* [Exercise task] Write out the material exactly, with the pictures left out.

= = = =

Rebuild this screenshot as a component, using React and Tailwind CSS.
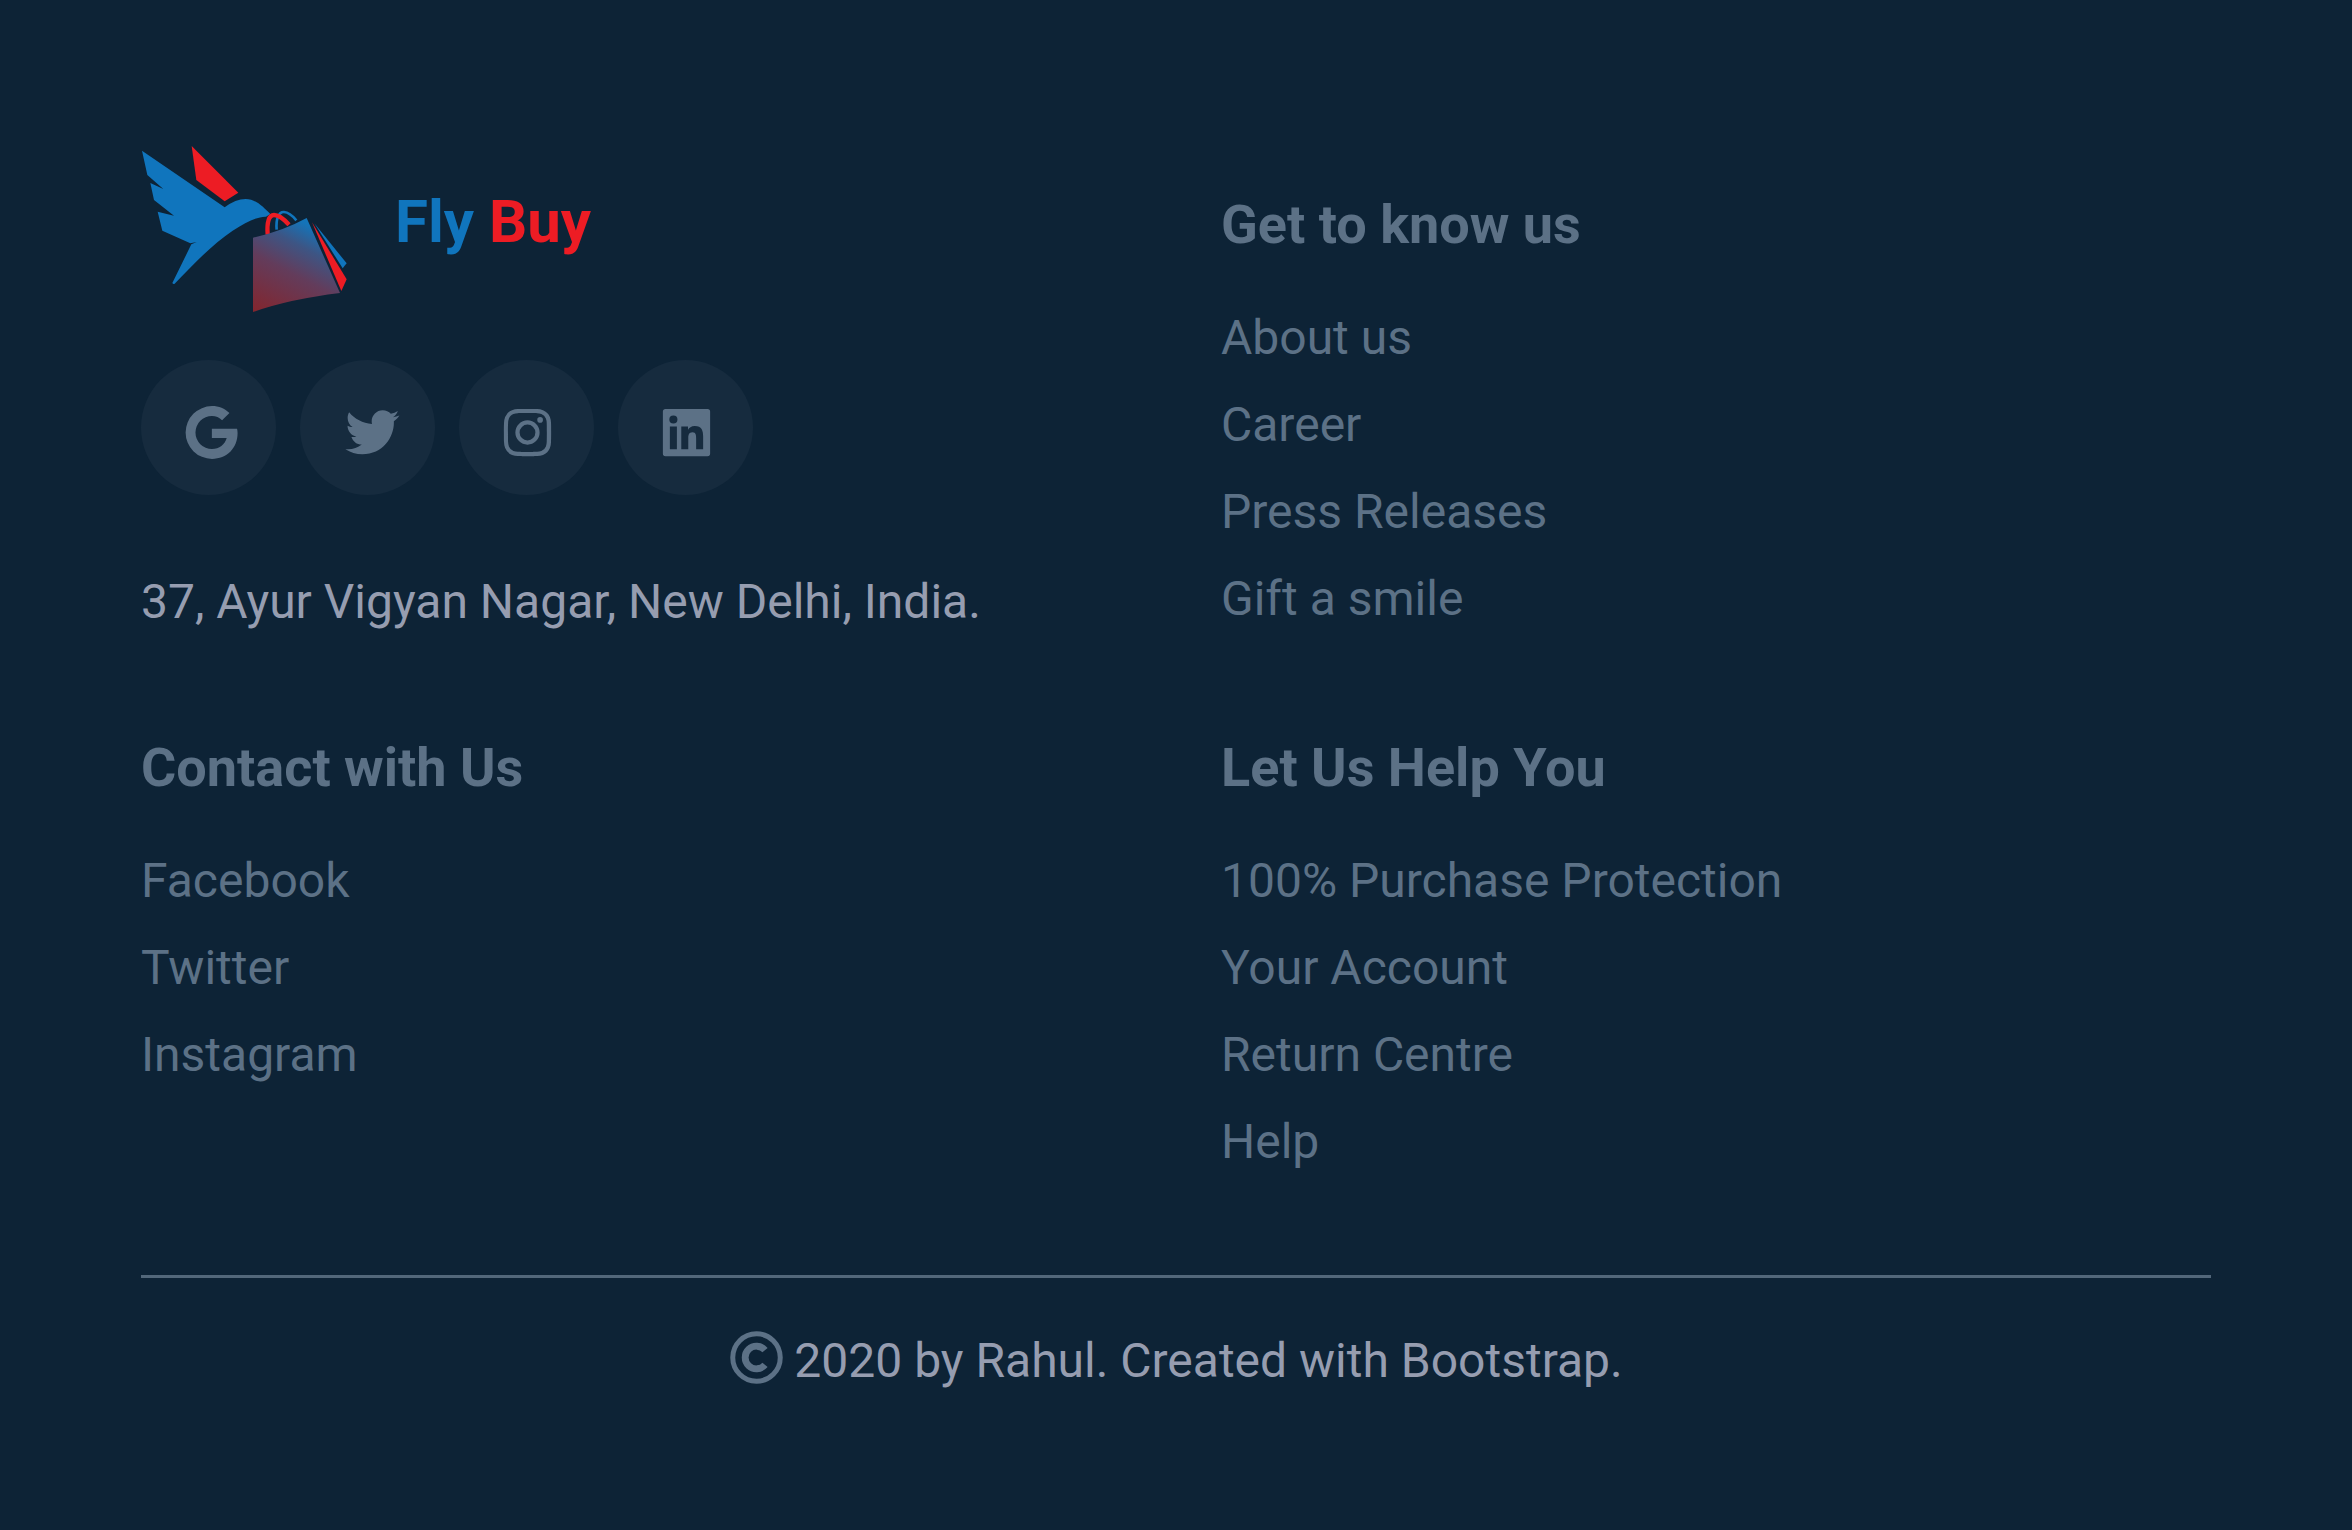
import React from "react";
import { BiLogoInstagram, BiLogoLinkedinSquare } from "react-icons/bi";

function BirdLogo() {
  return (
    <svg viewBox="33 27 621 504" className="h-[168px] w-[207px] shrink-0" aria-hidden="true">
      <defs>
        <linearGradient id="bag" gradientUnits="userSpaceOnUse" x1="380" y1="530" x2="520" y2="262">
          <stop offset="0" stopColor="#82262f" />
          <stop offset="0.5" stopColor="#633c5b" />
          <stop offset="0.78" stopColor="#3d5584" />
          <stop offset="1" stopColor="#1474b9" />
        </linearGradient>
      </defs>
      <path
        fill="#1075bd"
        d="M36 47 L284 217 Q317 192 347 192 C378 192 400 217 421 237 L408 245 C385 244 350 259 308 287 C250 325 190 388 134 446 Q130 449 127 444 L184 328 L200 321 L181 325 L97 287 L83 230 L132 242 L72 195 L61 144 L100 162 L52 120 Z"
      />
      <path fill="#ed1c24" d="M185 33 L325 173 L284 199 L199 135 Z" />
      <path fill="none" stroke="#1075bd" strokeWidth="8" d="M440 284 C437 250 447 230 462 231 C478 232 490 245 499 256" />
      <path fill="none" stroke="#ed1c24" strokeWidth="13" d="M413 299 C410 262 417 240 432 240 C450 240 465 256 477 269" />
      <path fill="url(#bag)" d="M369 308 Q457 289 530 249 L630 474 Q480 492 369 531 Z" />
      <path fill="#1075bd" d="M553 265 L650 385 L638 400 Z" />
      <path fill="#ed1c24" d="M546 262 L650 433 L634 468 Z" />
    </svg>
  );
}

function GoogleIcon({ className }) {
  return (
    <svg viewBox="0 0 24 24" fill="currentColor" className={className} aria-hidden="true">
      <path d="M22.5 10.6H12.9V14.1H18.55C17.9 16.6 15.7 18.3 12.95 18.3A6.3 6.3 0 0 1 12.95 5.7C14.4 5.7 15.8 6.3 16.8 7.3L19.6 4.6C17.8 2.9 15.6 1.95 12.95 1.95A10.05 10.05 0 0 0 12.95 22.05C18.6 22.05 22.7 18 22.7 12.2C22.7 11.6 22.6 11.1 22.5 10.6Z" />
    </svg>
  );
}

function TwitterIcon({ className }) {
  return (
    <svg viewBox="-1.7 0.4 24.4 24.4" fill="currentColor" className={className} aria-hidden="true">
      <path d="M22.46 6C21.69 6.35 20.86 6.58 20 6.69C20.88 6.16 21.56 5.32 21.88 4.31C21.05 4.81 20.13 5.16 19.16 5.36C18.37 4.5 17.26 4 16 4C13.65 4 11.73 5.92 11.73 8.29C11.73 8.63 11.77 8.96 11.84 9.27C8.28 9.09 5.11 7.38 3 4.79C2.63 5.42 2.42 6.16 2.42 6.94C2.42 8.43 3.17 9.75 4.33 10.5C3.62 10.5 2.96 10.3 2.38 10V10.03C2.38 12.11 3.86 13.85 5.82 14.24C5.46 14.34 5.08 14.39 4.69 14.39C4.42 14.39 4.15 14.36 3.89 14.31C4.43 16 6 17.26 7.89 17.29C6.43 18.45 4.58 19.13 2.56 19.13C2.22 19.13 1.88 19.11 1.54 19.07C3.44 20.29 5.7 21 8.12 21C16 21 20.33 14.46 20.33 8.79C20.33 8.6 20.33 8.42 20.32 8.23C21.16 7.63 21.88 6.87 22.46 6Z" />
    </svg>
  );
}

function CopyrightIcon({ className }) {
  return (
    <svg viewBox="0 0 24 24" fill="none" stroke="currentColor" className={className} aria-label="Copyright" role="img">
      <circle cx="12" cy="12" r="9.05" strokeWidth="1.9" />
      <path d="M15.25 9.2A4.3 4.3 0 1 0 15.25 14.8" strokeWidth="2.6" />
    </svg>
  );
}

const socials = [
  { label: "Google", Icon: GoogleIcon },
  { label: "Twitter", Icon: TwitterIcon },
  { label: "Instagram", Icon: BiLogoInstagram },
  { label: "LinkedIn", Icon: BiLogoLinkedinSquare },
];

function LinkGroup({ title, links, className = "" }) {
  return (
    <nav aria-label={title} className={className}>
      <h2 className="mb-11 text-[54px] leading-[66px] font-bold">{title}</h2>
      <ul className="flex flex-col gap-[15px]">
        {links.map((link) => (
          <li key={link}>
            <a href="#">{link}</a>
          </li>
        ))}
      </ul>
    </nav>
  );
}

export default function App() {
  return (
    <footer className="min-h-screen bg-[#0d2336] px-[141px] pt-36 pb-32 font-[Roboto,sans-serif] text-[48px] leading-[72px] text-[#5c7186]">
      <div className="grid grid-cols-2 gap-x-[90px] gap-y-[97px]">
        <div>
          <a href="#" className="flex items-start gap-[47px]">
            <BirdLogo />
            <span className="mt-[33px] text-[60px] leading-[90px] font-bold text-[#1075bd]">
              Fly <span className="text-[#ed1c24]">Buy</span>
            </span>
          </a>
          <ul className="mt-12 flex gap-6">
            {socials.map(({ label, Icon }) => (
              <li key={label}>
                <a
                  href="#"
                  aria-label={label}
                  className="flex size-[135px] items-center justify-center rounded-full bg-[#162b3e] pt-[10px] pl-[2px]"
                >
                  <Icon className="size-[63px]" />
                </a>
              </li>
            ))}
          </ul>
          <p className="mt-[71px] text-[#969db0]">37, Ayur Vigyan Nagar, New Delhi, India.</p>
        </div>
        <LinkGroup
          className="pt-12"
          title="Get to know us"
          links={["About us", "Career", "Press Releases", "Gift a smile"]}
        />
        <LinkGroup title="Contact with Us" links={["Facebook", "Twitter", "Instagram"]} />
        <LinkGroup
          title="Let Us Help You"
          links={["100% Purchase Protection", "Your Account", "Return Centre", "Help"]}
        />
      </div>
      <hr className="mt-[97px] mb-[47px] border-t-3 border-[#52677a]" />
      <p className="flex items-center justify-center gap-1.5 pr-1 text-[#969db0]">
        <CopyrightIcon className="mb-2 size-[63px] text-[#5c7186]" />
        <span>2020 by Rahul. Created with Bootstrap.</span>
      </p>
    </footer>
  );
}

= = = =

* [Final result]
Rebuild this screenshot as a component, using React and Tailwind CSS.
import React from "react";
import { BiLogoInstagram, BiLogoLinkedinSquare } from "react-icons/bi";

function BirdLogo() {
  return (
    <svg viewBox="33 27 621 504" className="h-[168px] w-[207px] shrink-0" aria-hidden="true">
      <defs>
        <linearGradient id="bag" gradientUnits="userSpaceOnUse" x1="380" y1="530" x2="520" y2="262">
          <stop offset="0" stopColor="#82262f" />
          <stop offset="0.5" stopColor="#633c5b" />
          <stop offset="0.78" stopColor="#3d5584" />
          <stop offset="1" stopColor="#1474b9" />
        </linearGradient>
      </defs>
      <path
        fill="#1075bd"
        d="M36 47 L284 217 Q317 192 347 192 C378 192 400 217 421 237 L408 245 C385 244 350 259 308 287 C250 325 190 388 134 446 Q130 449 127 444 L184 328 L200 321 L181 325 L97 287 L83 230 L132 242 L72 195 L61 144 L100 162 L52 120 Z"
      />
      <path fill="#ed1c24" d="M185 33 L325 173 L284 199 L199 135 Z" />
      <path fill="none" stroke="#1075bd" strokeWidth="8" d="M440 284 C437 250 447 230 462 231 C478 232 490 245 499 256" />
      <path fill="none" stroke="#ed1c24" strokeWidth="13" d="M413 299 C410 262 417 240 432 240 C450 240 465 256 477 269" />
      <path fill="url(#bag)" d="M369 308 Q457 289 530 249 L630 474 Q480 492 369 531 Z" />
      <path fill="#1075bd" d="M553 265 L650 385 L638 400 Z" />
      <path fill="#ed1c24" d="M546 262 L650 433 L634 468 Z" />
    </svg>
  );
}

function GoogleIcon({ className }) {
  return (
    <svg viewBox="0 0 24 24" fill="currentColor" className={className} aria-hidden="true">
      <path d="M22.5 10.6H12.9V14.1H18.55C17.9 16.6 15.7 18.3 12.95 18.3A6.3 6.3 0 0 1 12.95 5.7C14.4 5.7 15.8 6.3 16.8 7.3L19.6 4.6C17.8 2.9 15.6 1.95 12.95 1.95A10.05 10.05 0 0 0 12.95 22.05C18.6 22.05 22.7 18 22.7 12.2C22.7 11.6 22.6 11.1 22.5 10.6Z" />
    </svg>
  );
}

function TwitterIcon({ className }) {
  return (
    <svg viewBox="-1.7 0.4 24.4 24.4" fill="currentColor" className={className} aria-hidden="true">
      <path d="M22.46 6C21.69 6.35 20.86 6.58 20 6.69C20.88 6.16 21.56 5.32 21.88 4.31C21.05 4.81 20.13 5.16 19.16 5.36C18.37 4.5 17.26 4 16 4C13.65 4 11.73 5.92 11.73 8.29C11.73 8.63 11.77 8.96 11.84 9.27C8.28 9.09 5.11 7.38 3 4.79C2.63 5.42 2.42 6.16 2.42 6.94C2.42 8.43 3.17 9.75 4.33 10.5C3.62 10.5 2.96 10.3 2.38 10V10.03C2.38 12.11 3.86 13.85 5.82 14.24C5.46 14.34 5.08 14.39 4.69 14.39C4.42 14.39 4.15 14.36 3.89 14.31C4.43 16 6 17.26 7.89 17.29C6.43 18.45 4.58 19.13 2.56 19.13C2.22 19.13 1.88 19.11 1.54 19.07C3.44 20.29 5.7 21 8.12 21C16 21 20.33 14.46 20.33 8.79C20.33 8.6 20.33 8.42 20.32 8.23C21.16 7.63 21.88 6.87 22.46 6Z" />
    </svg>
  );
}

function CopyrightIcon({ className }) {
  return (
    <svg viewBox="0 0 24 24" fill="none" stroke="currentColor" className={className} aria-label="Copyright" role="img">
      <circle cx="12" cy="12" r="9.05" strokeWidth="1.9" />
      <path d="M15.25 9.2A4.3 4.3 0 1 0 15.25 14.8" strokeWidth="2.6" />
    </svg>
  );
}

const socials = [
  { label: "Google", Icon: GoogleIcon },
  { label: "Twitter", Icon: TwitterIcon },
  { label: "Instagram", Icon: BiLogoInstagram },
  { label: "LinkedIn", Icon: BiLogoLinkedinSquare },
];

function LinkGroup({ title, links, className = "" }) {
  return (
    <nav aria-label={title} className={className}>
      <h2 className="mb-11 text-[54px] leading-[66px] font-bold">{title}</h2>
      <ul className="flex flex-col gap-[15px]">
        {links.map((link) => (
          <li key={link}>
            <a href="#">{link}</a>
          </li>
        ))}
      </ul>
    </nav>
  );
}

export default function App() {
  return (
    <footer className="min-h-screen bg-[#0d2336] px-[141px] pt-36 pb-32 font-[Roboto,sans-serif] text-[48px] leading-[72px] text-[#5c7186]">
      <div className="grid grid-cols-2 gap-x-[90px] gap-y-[97px]">
        <div>
          <a href="#" className="flex items-start gap-[47px]">
            <BirdLogo />
            <span className="mt-[33px] text-[60px] leading-[90px] font-bold text-[#1075bd]">
              Fly <span className="text-[#ed1c24]">Buy</span>
            </span>
          </a>
          <ul className="mt-12 flex gap-6">
            {socials.map(({ label, Icon }) => (
              <li key={label}>
                <a
                  href="#"
                  aria-label={label}
                  className="flex size-[135px] items-center justify-center rounded-full bg-[#162b3e] pt-[10px] pl-[2px]"
                >
                  <Icon className="size-[63px]" />
                </a>
              </li>
            ))}
          </ul>
          <p className="mt-[71px] text-[#969db0]">37, Ayur Vigyan Nagar, New Delhi, India.</p>
        </div>
        <LinkGroup
          className="pt-12"
          title="Get to know us"
          links={["About us", "Career", "Press Releases", "Gift a smile"]}
        />
        <LinkGroup title="Contact with Us" links={["Facebook", "Twitter", "Instagram"]} />
        <LinkGroup
          title="Let Us Help You"
          links={["100% Purchase Protection", "Your Account", "Return Centre", "Help"]}
        />
      </div>
      <hr className="mt-[97px] mb-[47px] border-t-3 border-[#52677a]" />
      <p className="flex items-center justify-center gap-1.5 pr-1 text-[#969db0]">
        <CopyrightIcon className="mb-2 size-[63px] text-[#5c7186]" />
        <span>2020 by Rahul. Created with Bootstrap.</span>
      </p>
    </footer>
  );
}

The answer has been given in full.